EXERCISE GOAL => Give every line back verbatim, dropping all images.
* * * * * * *
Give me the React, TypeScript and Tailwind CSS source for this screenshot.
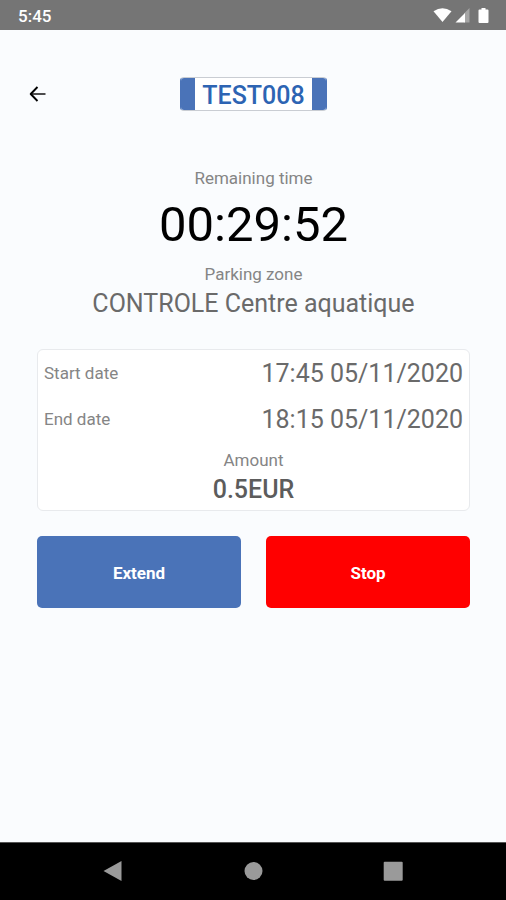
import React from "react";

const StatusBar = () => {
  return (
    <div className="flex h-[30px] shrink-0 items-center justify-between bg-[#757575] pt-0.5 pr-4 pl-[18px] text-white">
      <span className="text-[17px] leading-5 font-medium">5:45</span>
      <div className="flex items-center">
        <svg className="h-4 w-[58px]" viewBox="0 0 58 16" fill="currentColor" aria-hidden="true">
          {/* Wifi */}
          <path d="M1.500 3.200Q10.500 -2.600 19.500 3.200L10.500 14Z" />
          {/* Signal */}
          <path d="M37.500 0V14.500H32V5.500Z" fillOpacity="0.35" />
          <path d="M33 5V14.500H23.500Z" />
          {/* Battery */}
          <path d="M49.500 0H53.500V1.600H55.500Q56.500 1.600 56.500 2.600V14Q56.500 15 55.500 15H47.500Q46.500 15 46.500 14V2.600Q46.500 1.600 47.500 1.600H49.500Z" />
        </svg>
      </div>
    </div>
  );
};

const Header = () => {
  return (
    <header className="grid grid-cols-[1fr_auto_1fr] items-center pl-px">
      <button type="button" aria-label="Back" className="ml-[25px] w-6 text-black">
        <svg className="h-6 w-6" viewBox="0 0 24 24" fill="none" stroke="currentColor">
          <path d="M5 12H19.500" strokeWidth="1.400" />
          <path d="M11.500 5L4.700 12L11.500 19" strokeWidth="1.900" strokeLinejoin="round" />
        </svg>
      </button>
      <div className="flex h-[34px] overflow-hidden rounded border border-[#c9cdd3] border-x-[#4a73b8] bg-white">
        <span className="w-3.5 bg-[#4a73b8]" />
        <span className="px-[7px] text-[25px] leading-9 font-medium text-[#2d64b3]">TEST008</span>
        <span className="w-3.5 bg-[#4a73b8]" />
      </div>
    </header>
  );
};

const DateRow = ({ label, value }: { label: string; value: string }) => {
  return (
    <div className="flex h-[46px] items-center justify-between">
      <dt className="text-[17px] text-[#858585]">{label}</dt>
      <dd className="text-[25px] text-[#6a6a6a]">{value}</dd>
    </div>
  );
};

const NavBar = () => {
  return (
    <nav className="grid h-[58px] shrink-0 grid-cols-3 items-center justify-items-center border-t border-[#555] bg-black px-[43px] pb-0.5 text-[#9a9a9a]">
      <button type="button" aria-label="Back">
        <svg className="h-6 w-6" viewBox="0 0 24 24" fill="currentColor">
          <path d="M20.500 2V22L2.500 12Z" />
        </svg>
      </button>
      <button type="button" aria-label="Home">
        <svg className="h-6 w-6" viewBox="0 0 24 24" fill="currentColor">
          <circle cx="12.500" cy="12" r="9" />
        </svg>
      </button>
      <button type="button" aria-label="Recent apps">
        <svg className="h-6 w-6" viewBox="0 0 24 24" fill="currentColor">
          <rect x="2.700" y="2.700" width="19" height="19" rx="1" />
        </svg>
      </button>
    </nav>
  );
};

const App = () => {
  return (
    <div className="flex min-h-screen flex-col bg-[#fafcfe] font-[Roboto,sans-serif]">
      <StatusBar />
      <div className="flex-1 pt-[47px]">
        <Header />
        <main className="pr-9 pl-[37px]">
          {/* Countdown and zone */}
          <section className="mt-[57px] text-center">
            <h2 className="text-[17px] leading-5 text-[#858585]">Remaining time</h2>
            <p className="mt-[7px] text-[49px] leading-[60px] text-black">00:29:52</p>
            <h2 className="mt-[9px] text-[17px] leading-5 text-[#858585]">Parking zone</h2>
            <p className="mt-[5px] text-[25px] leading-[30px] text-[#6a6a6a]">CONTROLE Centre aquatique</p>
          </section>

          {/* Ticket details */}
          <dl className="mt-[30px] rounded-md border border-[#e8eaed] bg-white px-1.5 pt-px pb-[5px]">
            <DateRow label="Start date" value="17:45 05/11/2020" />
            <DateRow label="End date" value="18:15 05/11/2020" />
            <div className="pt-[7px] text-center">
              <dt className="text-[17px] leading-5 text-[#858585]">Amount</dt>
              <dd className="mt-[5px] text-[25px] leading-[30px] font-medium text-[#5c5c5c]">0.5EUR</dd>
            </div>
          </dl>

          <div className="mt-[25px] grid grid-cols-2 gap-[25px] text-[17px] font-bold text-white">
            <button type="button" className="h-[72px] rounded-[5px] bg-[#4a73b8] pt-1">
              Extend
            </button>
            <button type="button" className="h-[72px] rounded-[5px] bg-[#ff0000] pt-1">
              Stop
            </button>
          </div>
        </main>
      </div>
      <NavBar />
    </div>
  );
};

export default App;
* * * * * * *
COMPLETED EXERCISE =>
Give me the React, TypeScript and Tailwind CSS source for this screenshot.
import React from "react";

const StatusBar = () => {
  return (
    <div className="flex h-[30px] shrink-0 items-center justify-between bg-[#757575] pt-0.5 pr-4 pl-[18px] text-white">
      <span className="text-[17px] leading-5 font-medium">5:45</span>
      <div className="flex items-center">
        <svg className="h-4 w-[58px]" viewBox="0 0 58 16" fill="currentColor" aria-hidden="true">
          {/* Wifi */}
          <path d="M1.500 3.200Q10.500 -2.600 19.500 3.200L10.500 14Z" />
          {/* Signal */}
          <path d="M37.500 0V14.500H32V5.500Z" fillOpacity="0.35" />
          <path d="M33 5V14.500H23.500Z" />
          {/* Battery */}
          <path d="M49.500 0H53.500V1.600H55.500Q56.500 1.600 56.500 2.600V14Q56.500 15 55.500 15H47.500Q46.500 15 46.500 14V2.600Q46.500 1.600 47.500 1.600H49.500Z" />
        </svg>
      </div>
    </div>
  );
};

const Header = () => {
  return (
    <header className="grid grid-cols-[1fr_auto_1fr] items-center pl-px">
      <button type="button" aria-label="Back" className="ml-[25px] w-6 text-black">
        <svg className="h-6 w-6" viewBox="0 0 24 24" fill="none" stroke="currentColor">
          <path d="M5 12H19.500" strokeWidth="1.400" />
          <path d="M11.500 5L4.700 12L11.500 19" strokeWidth="1.900" strokeLinejoin="round" />
        </svg>
      </button>
      <div className="flex h-[34px] overflow-hidden rounded border border-[#c9cdd3] border-x-[#4a73b8] bg-white">
        <span className="w-3.5 bg-[#4a73b8]" />
        <span className="px-[7px] text-[25px] leading-9 font-medium text-[#2d64b3]">TEST008</span>
        <span className="w-3.5 bg-[#4a73b8]" />
      </div>
    </header>
  );
};

const DateRow = ({ label, value }: { label: string; value: string }) => {
  return (
    <div className="flex h-[46px] items-center justify-between">
      <dt className="text-[17px] text-[#858585]">{label}</dt>
      <dd className="text-[25px] text-[#6a6a6a]">{value}</dd>
    </div>
  );
};

const NavBar = () => {
  return (
    <nav className="grid h-[58px] shrink-0 grid-cols-3 items-center justify-items-center border-t border-[#555] bg-black px-[43px] pb-0.5 text-[#9a9a9a]">
      <button type="button" aria-label="Back">
        <svg className="h-6 w-6" viewBox="0 0 24 24" fill="currentColor">
          <path d="M20.500 2V22L2.500 12Z" />
        </svg>
      </button>
      <button type="button" aria-label="Home">
        <svg className="h-6 w-6" viewBox="0 0 24 24" fill="currentColor">
          <circle cx="12.500" cy="12" r="9" />
        </svg>
      </button>
      <button type="button" aria-label="Recent apps">
        <svg className="h-6 w-6" viewBox="0 0 24 24" fill="currentColor">
          <rect x="2.700" y="2.700" width="19" height="19" rx="1" />
        </svg>
      </button>
    </nav>
  );
};

const App = () => {
  return (
    <div className="flex min-h-screen flex-col bg-[#fafcfe] font-[Roboto,sans-serif]">
      <StatusBar />
      <div className="flex-1 pt-[47px]">
        <Header />
        <main className="pr-9 pl-[37px]">
          {/* Countdown and zone */}
          <section className="mt-[57px] text-center">
            <h2 className="text-[17px] leading-5 text-[#858585]">Remaining time</h2>
            <p className="mt-[7px] text-[49px] leading-[60px] text-black">00:29:52</p>
            <h2 className="mt-[9px] text-[17px] leading-5 text-[#858585]">Parking zone</h2>
            <p className="mt-[5px] text-[25px] leading-[30px] text-[#6a6a6a]">CONTROLE Centre aquatique</p>
          </section>

          {/* Ticket details */}
          <dl className="mt-[30px] rounded-md border border-[#e8eaed] bg-white px-1.5 pt-px pb-[5px]">
            <DateRow label="Start date" value="17:45 05/11/2020" />
            <DateRow label="End date" value="18:15 05/11/2020" />
            <div className="pt-[7px] text-center">
              <dt className="text-[17px] leading-5 text-[#858585]">Amount</dt>
              <dd className="mt-[5px] text-[25px] leading-[30px] font-medium text-[#5c5c5c]">0.5EUR</dd>
            </div>
          </dl>

          <div className="mt-[25px] grid grid-cols-2 gap-[25px] text-[17px] font-bold text-white">
            <button type="button" className="h-[72px] rounded-[5px] bg-[#4a73b8] pt-1">
              Extend
            </button>
            <button type="button" className="h-[72px] rounded-[5px] bg-[#ff0000] pt-1">
              Stop
            </button>
          </div>
        </main>
      </div>
      <NavBar />
    </div>
  );
};

export default App;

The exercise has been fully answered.